Y finalmente, si este diálogo en común no funciona, el asunto debe ser llevado a la comunidad, a la Iglesia. ¿Por qué el Señor nos indica esto? Porque si realmente pertenecemos a una comunidad, entonces estamos vinculados por sus costumbres, sus leyes y su estilo de vida. La pertenencia a nuestra comunidad eclesial debe expresarse tanto en nuestra actitud como en nuestro estilo de vida concreto. Por lo tanto, la comunidad tiene el derecho y la responsabilidad de aconsejarnos y corregirnos si es necesario.

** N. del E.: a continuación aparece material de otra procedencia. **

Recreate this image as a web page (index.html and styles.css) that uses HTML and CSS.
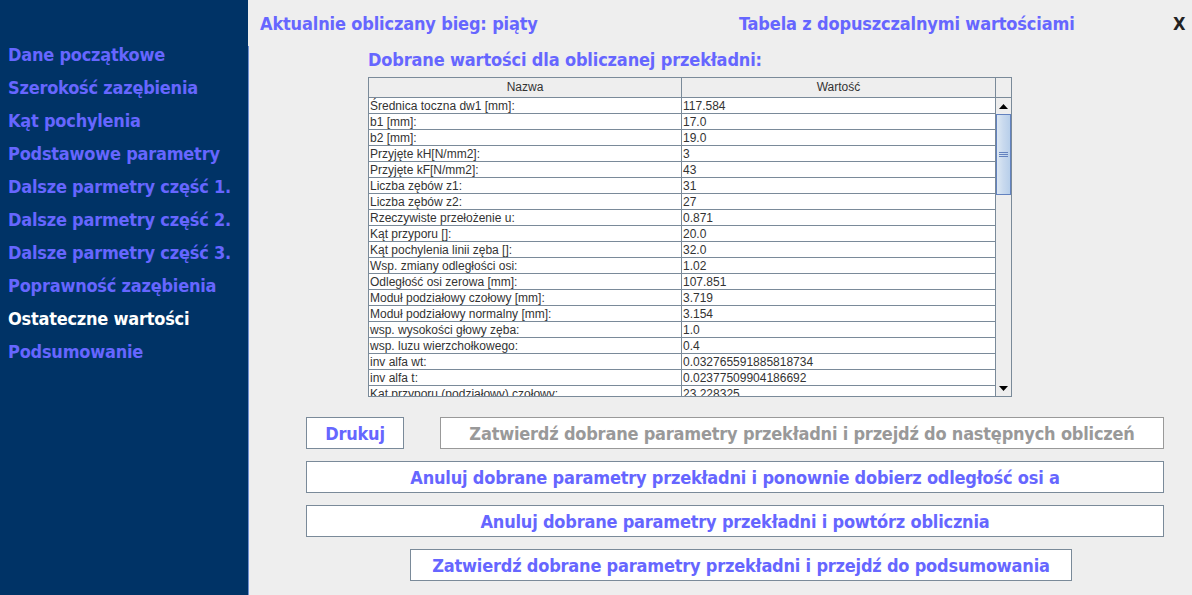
FILE: index.html
```html
<!DOCTYPE html>
<html lang="pl">
<head>
<meta charset="utf-8">
<title>Ostateczne wartości</title>
<link rel="stylesheet" href="styles.css">
</head>
<body>
<div class="app">
  <nav class="sidebar">
    <ul class="menu">
      <li>Dane początkowe</li>
      <li>Szerokość zazębienia</li>
      <li>Kąt pochylenia</li>
      <li>Podstawowe parametry</li>
      <li>Dalsze parmetry część 1.</li>
      <li>Dalsze parmetry część 2.</li>
      <li>Dalsze parmetry część 3.</li>
      <li>Poprawność zazębienia</li>
      <li class="active">Ostateczne wartości</li>
      <li>Podsumowanie</li>
    </ul>
  </nav>
  <main class="main">
    <header class="topbar">
      <span class="title-left">Aktualnie obliczany bieg: piąty</span>
      <span class="title-right">Tabela z dopuszczalnymi wartościami</span>
      <span class="close">X</span>
    </header>
    <section class="content">
      <h2 class="subtitle">Dobrane wartości dla obliczanej przekładni:</h2>
      <div class="table">
        <div class="thead">
          <div class="th">Nazwa</div>
          <div class="th">Wartość</div>
          <div class="th corner"></div>
        </div>
        <div class="tbody-wrap">
          <div class="tbody">
            <div class="tr"><div class="td">Średnica toczna dw1 [mm]:</div><div class="td">117.584</div></div>
            <div class="tr"><div class="td">b1 [mm]:</div><div class="td">17.0</div></div>
            <div class="tr"><div class="td">b2 [mm]:</div><div class="td">19.0</div></div>
            <div class="tr"><div class="td">Przyjęte kH[N/mm2]:</div><div class="td">3</div></div>
            <div class="tr"><div class="td">Przyjęte kF[N/mm2]:</div><div class="td">43</div></div>
            <div class="tr"><div class="td">Liczba zębów z1:</div><div class="td">31</div></div>
            <div class="tr"><div class="td">Liczba zębów z2:</div><div class="td">27</div></div>
            <div class="tr"><div class="td">Rzeczywiste przełożenie u:</div><div class="td">0.871</div></div>
            <div class="tr"><div class="td">Kąt przyporu []:</div><div class="td">20.0</div></div>
            <div class="tr"><div class="td">Kąt pochylenia linii zęba []:</div><div class="td">32.0</div></div>
            <div class="tr"><div class="td">Wsp. zmiany odległości osi:</div><div class="td">1.02</div></div>
            <div class="tr"><div class="td">Odległość osi zerowa [mm]:</div><div class="td">107.851</div></div>
            <div class="tr"><div class="td">Moduł podziałowy czołowy [mm]:</div><div class="td">3.719</div></div>
            <div class="tr"><div class="td">Moduł podziałowy normalny [mm]:</div><div class="td">3.154</div></div>
            <div class="tr"><div class="td">wsp. wysokości głowy zęba:</div><div class="td">1.0</div></div>
            <div class="tr"><div class="td">wsp. luzu wierzchołkowego:</div><div class="td">0.4</div></div>
            <div class="tr"><div class="td">inv alfa wt:</div><div class="td">0.032765591885818734</div></div>
            <div class="tr"><div class="td">inv alfa t:</div><div class="td">0.02377509904186692</div></div>
            <div class="tr"><div class="td">Kąt przyporu (podziałowy) czołowy:</div><div class="td">23.228325</div></div>
          </div>
          <div class="vscroll">
            <div class="arrow up"><svg width="9" height="5" viewBox="0 0 9 5"><path d="M0 5 L4.5 0 L9 5 Z" fill="#000"/></svg></div>
            <div class="track">
              <div class="thumb"><svg width="9" height="5" viewBox="0 0 9 5"><path d="M0 0.5H9M0 2.5H9M0 4.5H9" stroke="#6382bf" stroke-width="1"/></svg></div>
            </div>
            <div class="arrow down"><svg width="9" height="5" viewBox="0 0 9 5"><path d="M0 0 L4.5 5 L9 0 Z" fill="#000"/></svg></div>
          </div>
        </div>
      </div>
      <div class="buttons">
        <div class="btn-row">
          <button class="btn btn-print">Drukuj</button>
          <button class="btn btn-next" disabled>Zatwierdź dobrane parametry przekładni i przejdź do następnych obliczeń</button>
        </div>
        <button class="btn btn-wide">Anuluj dobrane parametry przekładni i ponownie dobierz odległość osi a</button>
        <button class="btn btn-wide">Anuluj dobrane parametry przekładni i powtórz oblicznia</button>
        <button class="btn btn-summary">Zatwierdź dobrane parametry przekładni i przejdź do podsumowania</button>
      </div>
    </section>
  </main>
</div>
</body>
</html>
```

FILE: styles.css
```css
* { box-sizing: border-box; }
html, body { margin: 0; padding: 0; }
body {
  width: 1192px;
  height: 595px;
  overflow: hidden;
  background: #eeeeee;
  font-family: "DejaVu Sans Condensed", "DejaVu Sans", sans-serif;
  font-weight: bold;
}
.app {
  display: flex;
  width: 1192px;
  height: 595px;
}
.sidebar {
  width: 248px;
  flex: none;
  background: #003366;
  padding-top: 43px;
}
.menu {
  list-style: none;
  margin: 0;
  padding: 0 0 0 8px;
}
.menu li {
  height: 33px;
  line-height: 24px;
  font-size: 18px;
  letter-spacing: -0.22px;
  color: #6666ff;
  white-space: nowrap;
}
.menu li.active { color: #ffffff; }

.main {
  flex: 1;
  display: flex;
  flex-direction: column;
}
.topbar {
  height: 46px;
  display: flex;
  align-items: center;
  padding-left: 12px;
  font-size: 18px;
  letter-spacing: -0.15px;
  color: #6666ff;
}
.title-left { width: 479px; }
.title-right { width: 434px; }
.close { color: #222222; font-size: 18px; }

.content {
  flex: 1;
  border-left: 1px solid #6f8fd0;
  padding-left: 119px;
}
.subtitle {
  margin: 2px 0 0 0;
  height: 29px;
  line-height: 24px;
  font-size: 18px;
  letter-spacing: -0.15px;
  font-weight: bold;
  color: #6666ff;
}
.table {
  width: 644px;
  height: 320px;
  border: 1px solid #7a8a99;
  display: flex;
  flex-direction: column;
  font-family: "Liberation Sans", Arial, sans-serif;
  font-weight: normal;
  font-size: 12px;
  color: #333333;
  background: #ffffff;
}
.thead {
  display: grid;
  grid-template-columns: 313px 314px 15px;
  height: 20px;
  background: #eeeeee;
  border-bottom: 1px solid #7a8a99;
}
.th {
  text-align: center;
  line-height: 19px;
  border-right: 1px solid #7a8a99;
}
.th.corner { border-right: none; }
.tbody-wrap {
  flex: 1;
  display: flex;
  overflow: hidden;
}
.tbody {
  width: 627px;
  overflow: hidden;
}
.tr {
  display: grid;
  grid-template-columns: 313px 314px;
  height: 16px;
}
.td {
  line-height: 16px;
  padding-left: 1px;
  border-right: 1px solid #7a8a99;
  border-bottom: 1px solid #7a8a99;
  white-space: nowrap;
  overflow: hidden;
}
.vscroll {
  width: 15px;
  display: flex;
  flex-direction: column;
  background: #eeeeee;
}
.arrow {
  height: 16px;
  display: flex;
  align-items: center;
  justify-content: center;
  background: #eeeeee;
}
.track {
  flex: 1;
  background: #eeeeee;
}
.thumb {
  height: 81px;
  border: 1px solid #6382bf;
  background: linear-gradient(to right, #dde8f3 0%, #c8d9ee 50%, #b8cfea 100%);
  display: flex;
  align-items: center;
  justify-content: center;
}

.buttons {
  margin-left: -62px;
  margin-top: 20px;
  display: flex;
  flex-direction: column;
  gap: 12px;
}
.btn-row {
  display: flex;
  gap: 36px;
}
.btn {
  height: 32px;
  background: #ffffff;
  border: 1px solid #7a8a99;
  font-family: "DejaVu Sans Condensed", "DejaVu Sans", sans-serif;
  font-weight: bold;
  font-size: 18px;
  letter-spacing: -0.2px;
  color: #6666ff;
  padding: 0;
  white-space: nowrap;
  cursor: pointer;
}
.btn-print { width: 98px; }
.btn-next { width: 724px; color: #999999; border-color: #999999; }
.btn-wide { width: 858px; }
.btn-summary { width: 662px; margin-left: 104px; }
```
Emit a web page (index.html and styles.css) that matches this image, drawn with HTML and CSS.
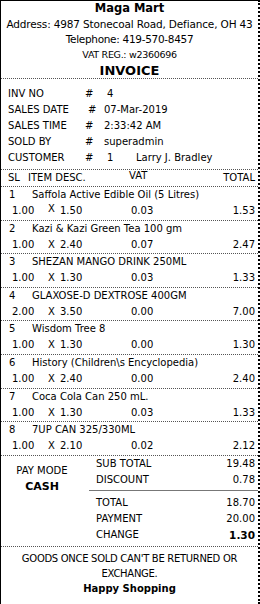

«Donde hay dos o tres reunidos en mi Nombre, yo estoy presente»

Pero, una vez más, debemos recordar que el fundamento de la comunidad cristiana -y de sus decisiones- siempre debe ser Cristo: «También les aseguro que si dos de ustedes se unen en la tierra para pedir algo, mi Padre que está en el cielo se lo concederá. Porque donde hay dos o tres reunidos en mi Nombre, yo estoy presente en medio de ellos» (Mt 18, 19-20).

Por lo tanto, si la comunidad quiere corregir a sus miembros, ella misma tiene que ponerse en la presencia del Señor y escuchar su palabra. Una comunidad que escucha continuamente la Palabra de Dios es una comunidad que tendrá la capacidad de educar a sus miembros según los deseos de Dios y de acuerdo a un estilo de vida cristiano.

Precisamente el estilo de vida que nos propone san Pablo en su Carta a los Romanos: «Que la única deuda con los demás sea la del amor mutuo: el que ama al prójimo ya cumplió toda la Ley. El amor no hace mal al prójimo. Por lo tanto, el amor es la plenitud de la Ley» (Rm 13, 8.10).

Pidamos a nuestra querida Madre, Regina Caeli - Reina del Cielo, que nos eduque a cada uno de nosotros como miembros de una comunidad que refleje la presencia de su Hijo, nuestro Señor Jesucristo, tanto en la actitud como en la acción; lo hacemos diciendo:

“Haz que Cristo

brille en nosotros con mayor claridad;

Madre, únenos en comunidad santa;

danos constante prontitud para el sacrificio,

así como nos lo exige

           nuestra santa misión.”[1]Amén.



[1] P. JOSÉ KENTENICH, Hacia el Padre 194.